Une réalité familiale complexe face aux exigences de la profession

Le quotidien des vétérinaires est fait d’imprévus : si l’on sait à quelle heure on commence à travailler, on ne sait jamais à quelle heure la journée se termine. Les urgences, qui sont le lot habituel de tous les vétérinaires praticiens, ont par définition un caractère imprévisible et aléatoire. Un appel à 18h45 pour un cheval en coliques et c’est tout le début de soirée qui s’envole. Les horaires atypiques, les amplitudes journalières conséquentes, les gardes ainsi que les astreintes sont de nombreuses contraintes avec lesquelles composer.

Côté personnel, les vétérinaires ne sont pas épargnés par les séparations et les divorces, qui concernent environ 45 % des mariages. Dans 75 % des cas, la demande est initiée par la femme, et le taux de divorce augmente avec le niveau d’éducation. S’il n’existe pas de chiffre spécifique à la profession vétérinaire en France, on peut tout de même avancer l’idée que la féminisation du métier est en train de modifier les dynamiques du passé. Les femmes sont aujourd’hui encore considérées comme les figures parentales de référence : en cas de séparation, 76 % des enfants sont gardés principalement par leur mère. C’est donc tout logiquement que les situations de garde alternée risquent de concerner de plus en plus de vétérinaires.

Par ailleurs, ces mutations sociétales et professionnelles ont mis en lumière un point longtemps sous-estimé : l’inadéquation entre la charge familiale, majoritairement portée par les femmes, et les contraintes horaires du métier. Avec la séparation, l’écart se creuse encore. Les femmes vétérinaires en particulier doivent composer avec le cadre rigide imposé par la garde alternée et les horaires des structures d’accueil (écoles, crèches…), mais également les aléas professionnels, si nombreux en pratique clinique.

Face à la garde alternée : renoncer ou s’adapter ?

Impossible d’évoquer la garde alternée sans mentionner la charge mentale accrue qui en découle.
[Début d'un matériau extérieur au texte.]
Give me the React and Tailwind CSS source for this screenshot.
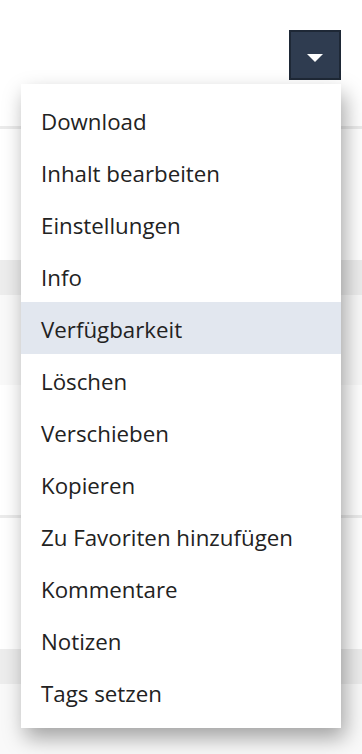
import { useState } from 'react';

const acciones = [
  'Download',
  'Inhalt bearbeiten',
  'Einstellungen',
  'Info',
  'Verfügbarkeit',
  'Löschen',
  'Verschieben',
  'Kopieren',
  'Zu Favoriten hinzufügen',
  'Kommentare',
  'Notizen',
  'Tags setzen',
];

function App() {
  const [activo, setActivo] = useState(4);

  return (
    <div className="relative w-[362px] h-[754px] overflow-hidden bg-white" style={{ fontFamily: '"Open Sans", sans-serif' }}>
      {/* Tabla de fondo */}
      <div className="flex flex-col">
        <div className="h-[126px]" />
        <div className="h-[3px] bg-[#ebebeb]" />
        <div className="h-[131px]" />
        <div className="h-[35px] bg-[#ededed]" />
        <div className="h-[90px] bg-[#f9f9f9]" />
        <div className="h-[130px]" />
        <div className="h-[3px] bg-[#ebebeb]" />
        <div className="h-[131px]" />
        <div className="h-[35px] bg-[#ededed]" />
        <div className="h-[90px] bg-[#f9f9f9]" />
      </div>

      {/* Botón del menú */}
      <button type="button" className="absolute left-[289px] top-[30px] w-[52px] h-[50px] flex items-center justify-center bg-[#2f3c50] border-2 border-[#1e2836]">
        <svg width="16" height="8" viewBox="0 0 16 8" className="mt-[6px]">
          <path d="M0 0 L16 0 L8 8 Z" fill="#ffffff" />
        </svg>
      </button>

      {/* Menú desplegable */}
      <div className="absolute left-[21px] top-[84px] w-[320px] py-[10px] bg-white shadow-[4px_10px_20px_rgba(0,0,0,0.35)]">
        {acciones.map((accion, i) => (
          <div key={accion} onMouseEnter={() => setActivo(i)}
            className={`h-[52px] flex items-center pl-[20px] pt-[3px] text-[22.3px] text-[#222222] cursor-pointer ${i === activo ? 'bg-[#e2e7ef]' : ''}`}>
            {accion}
          </div>
        ))}
      </div>
    </div>
  );
}
export default App;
Quel que soit le mode d’organisation avec l’ex-conjoint (jours fixes, semaines alternées…), il faudra orchestrer un ballet d’allers-retours entre deux logements, avec toute la logistique que cela suppose. Temps de trajet, affaires à préparer, coordination avec l’autre parent même lorsque les relations sont tendues… Apporter aux enfants une forme de stabilité et un cadre rassurant dans ces conditions requiert beaucoup d’anticipation et de rigueur.

Côté professionnel, l’imprévu ne peut plus prendre la même place qu’avant. S’occuper de l’urgence de 18h45 ou remplacer un collègue au pied levé sans chambouler une organisation millimétrée s’avère plus complexe en situation de garde alternée. Cela peut engendrer de la culpabilité pour le vétérinaire concerné. Entre fort sens de devoir et gêne vis à vis du reste de son équipe, le vétérinaire qui a appris dès le début de ses études à être corvéable à merci risque d’être tiraillé par un conflit intérieur.

Les conséquences de la garde alternée sont donc palpables : moins de flexibilité, réduction des disponibilités, mais surtout plus de fatigue et plus de solitude parfois. Entre évolution de carrière et temps de présence maximal auprès de ses enfants, il faudra parfois choisir mais des pistes concrètes peuvent être apportées pour tout mener de front.

Concilier pratique vétérinaire et parentalité alternée : c’est possible !

Les témoignages des vétérinaires en situation de garde alternée montrent que des aménagements sont généralement nécessaires pour réussir à tout concilier. Au niveau professionnel, le soutien et la compréhension de son équipe sont fondamentaux. Lorsque cela est envisageable, une modification des plannings (choix stratégique des jours « off », aménagement des horaires…) est un premier levier pour continuer à exercer sereinement. La fréquence des gardes pourra être revue (une semaine sur deux lorsque les enfants sont chez le deuxième parent) et des compensations peuvent être évoquées afin que personne ne se sente lésé.

Certains vétérinaires ont éprouvé le besoin (ou la nécessité) de revoir leur rythme de travail : passage à temps partiel, réduction de l’amplitude horaire, voire changement de poste pour mieux coller à leur nouvelle réalité. Ce qu’ils recherchent : de la bienveillance et de l’écoute de la part de leurs collègues, et une organisation collective qui intègre leurs contraintes familiales.

Au niveau personnel, l’isolement, le manque de soutien familial et les relations compliquées avec l’autre parent font partie des difficultés les plus rapportées. Lorsque cela est possible, l’intervention d’un médiateur aide à apaiser les tensions. L’organisation du quotidien peut quant à elle être facilitée par le recours à certains services (ménage, repas…), l’aide des proches et le choix des modes de garde les plus flexibles (nounou à domicile, centres aérés…)


La garde alternée, mode d’organisation longtemps minoritaire après une séparation, concerne de plus en plus de foyers. Il est donc logique qu’elle s’invite dans les réflexions professionnelles, particulièrement dans le milieu vétérinaire et ses contraintes spécifiques. Alors que la profession souffre encore du manque de vétérinaires praticiens, elle gagnerait à intégrer les contraintes familiales de chacun afin d’offrir un environnement de travail plus soutenant. Adapter les pratiques est donc un enjeu de pérennité pour le métier vétérinaire.